The prevailing view at the central bank will still be backbone-free. By the way, they're liable to repeat a big mistake from the 1970's. When oil prices shot up then, the Fed accommodated the price hikes with easy money, thereby turning an individual price increase into a generalized economy-wide inflation. In other words, monetizing the commodity price shock. 


Finally, the administration must deal with the supply side of the economy by rolling back the $200 billion plus regulatory assault on business and the economy, especially the regulatory octopus that is strangling the oil and gas industry.  

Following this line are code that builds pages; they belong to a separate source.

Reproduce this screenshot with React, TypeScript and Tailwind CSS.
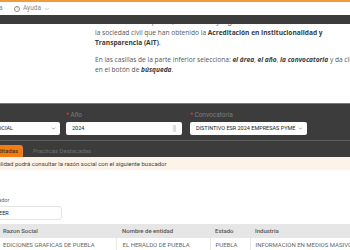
import { ChevronDown } from "lucide-react";

const ROW = {
  razon: "EDICIONES GRAFICAS DE PUEBLA",
  nombre: "EL HERALDO DE PUEBLA",
  estado: "PUEBLA",
  industria: "INFORMACIÓN EN MEDIOS MASIVOS",
};

export default function App() {
  return (
    <div className="relative h-[250px] w-[350px] overflow-hidden bg-white font-['Roboto',sans-serif]">
      {/* ── Top nav ───────────────────────── */}
      <header className="relative z-10 border-t-2 border-[#f39a3c] bg-white">
        <div className="flex h-[13px] items-center gap-[3px] text-[6.5px] text-[#8a8a8a]">
          <span className="-ml-[1px] w-[12px]">a</span>
          <span className="flex h-[6px] w-[6px] items-center justify-center rounded-full border border-[#8a8a8a] text-[4px] leading-none">
            !
          </span>
          <span>Ayuda</span>
          <ChevronDown className="h-[6px] w-[6px]" strokeWidth={2} />
        </div>
        <div className="h-[9px] bg-[#3c3c3c]" />
      </header>

      {/* ── Intro copy ────────────────────── */}
      <section className="-mt-[7px] pl-[95px] font-['Open_Sans',sans-serif] text-[6.6px] leading-[10.5px] text-[#555]">
        <p className="whitespace-nowrap">
          Reconoce a las empresas, instituciones y organizaciones de
          <br />
          la sociedad civil que han obtenido la{" "}
          <b className="text-[#3a3a3a]">Acreditación en Institucionalidad y</b>
          <br />
          <b className="text-[#3a3a3a]">Transparencia (AIT)</b>.
        </p>
        <p className="mt-[6px] whitespace-nowrap">
          En las casillas de la parte inferior selecciona:{" "}
          <b className="italic text-[#3a3a3a]">el área</b>,{" "}
          <b className="italic text-[#3a3a3a]">el año</b>,{" "}
          <b className="italic text-[#3a3a3a]">la convocatoria</b> y da clic
          <br />
          en el botón de <b className="italic text-[#3a3a3a]">búsqueda</b>.
        </p>
      </section>

      {/* ── Filters ───────────────────────── */}
      <section className="mt-[27px] border-t border-[#7a7a7a] bg-[#3c3c3c]">
        <div className="flex gap-[6px] pt-[7px] text-[6.5px]">
          <div className="-ml-[29px] flex w-[89px] flex-col gap-[3px]">
            <span className="h-[8px] text-[#7d7d7d]">
              <span className="text-[#e0312b]">*</span> Área
            </span>
            <div className="flex h-[13px] items-center justify-between rounded-[2px] bg-white px-[4px] text-[5.5px] text-[#222]">
              <span>RAZON SOCIAL</span>
              <ChevronDown className="h-[5px] w-[5px]" strokeWidth={2} />
            </div>
          </div>
          <div className="flex w-[116px] flex-col gap-[3px]">
            <span className="h-[8px] text-[#7d7d7d]">
              <span className="text-[#e0312b]">*</span> Año
            </span>
            <div className="flex h-[13px] items-center justify-between rounded-[2px] bg-white px-[6px] text-[5.5px] text-[#222]">
              <span>2024</span>
              <span className="h-[7px] w-[3px] rounded-[1px] bg-[#ddd]" />
            </div>
          </div>
          <div className="ml-[2px] flex w-[117px] flex-col gap-[3px]">
            <span className="h-[8px] text-[#7d7d7d]">
              <span className="text-[#e0312b]">*</span> Convocatoria
            </span>
            <div className="flex h-[13px] items-center justify-between rounded-[2px] bg-white pl-[6px] pr-[4px] text-[5.5px] text-[#222]">
              <span>DISTINTIVO ESR 2024 EMPRESAS PYME</span>
              <ChevronDown className="h-[5px] w-[5px]" strokeWidth={2} />
            </div>
          </div>
        </div>
        <div className="mt-[5px] border-t border-[#5e5e5e]" />
        <div className="flex items-end gap-[10px] pt-[4px] text-[6px]">
          <div className="-ml-[22px] flex h-[12px] items-center rounded-tr-[3px] bg-[#f47a12] pl-[8px] pr-[5px] text-[#2a2a2a]">
            Acreditadas
          </div>
          <div className="flex h-[12px] items-center text-[#6e6e6e]">
            Practicas Destacadas
          </div>
        </div>
      </section>

      {/* ── Notice ────────────────────────── */}
      <div className="flex h-[13px] items-center bg-[#fdf3e8] text-[6px] text-[#444]">
        <span className="-ml-[44px] whitespace-nowrap">
          En esta funcionalidad podrá consultar la razón social con el siguiente buscador
        </span>
      </div>

      {/* ── Search ────────────────────────── */}
      <div className="pt-[26px] text-[5.5px]">
        <span className="-ml-[14px] block text-[#666]">Buscador</span>
        <div className="-ml-[20px] mt-[2px] flex h-[14px] w-[82px] items-center rounded-[3px] border border-[#e4e4e4] px-[4px] text-[#222]">
          PROVEER
        </div>
      </div>

      {/* ── Results ───────────────────────── */}
      <table className="mt-[4px] w-[420px] border-collapse text-left text-[6px]">
        <thead>
          <tr className="h-[14px] bg-[#e6e6e6] text-[#555]">
            <th className="w-[116px] pl-[3px] font-medium">Razon Social</th>
            <th className="w-[94px] pl-[6px] font-medium">Nombre de entidad</th>
            <th className="w-[40px] pl-[5px] font-medium">Estado</th>
            <th className="pl-[5px] font-medium">Industria</th>
          </tr>
        </thead>
        <tbody>
          <tr className="h-[14px] text-[#666]">
            <td className="whitespace-nowrap border-r border-[#e8e8e8] pl-[3px]">{ROW.razon}</td>
            <td className="whitespace-nowrap border-r border-[#e8e8e8] pl-[6px]">{ROW.nombre}</td>
            <td className="whitespace-nowrap border-r border-[#e8e8e8] pl-[5px]">{ROW.estado}</td>
            <td className="whitespace-nowrap pl-[5px]">{ROW.industria}</td>
          </tr>
        </tbody>
      </table>
    </div>
  );
}
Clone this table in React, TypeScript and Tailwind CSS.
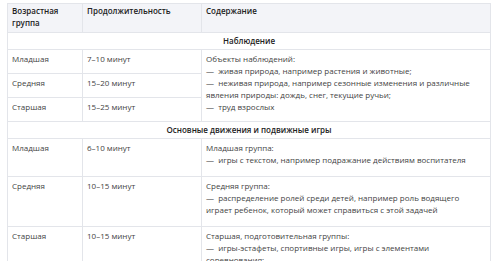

This is a woke green octopus, like the one on the screen, whose stretched out tentacles extend to the Interior Department, Energy Department, EPA, FERC, Treasury, the Fed, and the SEC—Oh and I forgot— the electric car Transportation Department and then suffocate the supply of oil, natural gas, coal, LNG, and pipelines. 

Here the issue is how the Bidens have stopped exploration and drilling in the private sector, on private lands, by using crazy metrics like the social cost of carbon and invoking regulatory rules for endangered species, clean water, NEPA permitting and others. 

In fact, the Biden FERC aims to prevent any new pipelines and here's something Madame Psaki doesn't understand when she says, "it's just a delivery mechanism, and not an oil field, so it does not provide more supply into the system." It’s kind of like milking a cow and leaving it on the barn floor, meaning no disrespect to Madame Psaki. 

Jennifer Psaki

White House Press Secretary Jennifer Psaki speaks during the daily briefing in the Brady Briefing Room of the White House in Washington, DC, on January 21, 2022.  (Photo by SAUL LOEB/AFP via Getty Images / Getty Images)

The trouble is: the frackers won't frack if the pipeliners are prevented from pipelining. Distribution is important. 

Mr. Biden should take Rick Perry's suggestion and send a special envoy to Midland, Texas for a peace treaty with the oil and gas industry, instead of sending his diplomats to Iran and Venezuela.  

Or he can send another envoy to Alberta, Canada, which is on friendly terms with the U.S. and would love to pipeline 800,000 barrels per day through Nebraska into the Gulf—a project that even today could be completed by the first quarter of 2023. 


Of course, none of this is going to happen. A Reagan-Volker solution to strengthen the dollar and deregulate and cut taxes is not on the horizon in Joe Biden's woke Washington. 

That's too bad, because what's likely to happen is the story will end badly in another rough recession, which once again will fall most heavily on the shoulder of the great American working folks. One ray of hope: the cavalry is coming. 

This article is adapted from Larry Kudlow's opening commentary on the March 10, 2022, edition of "Kudlow."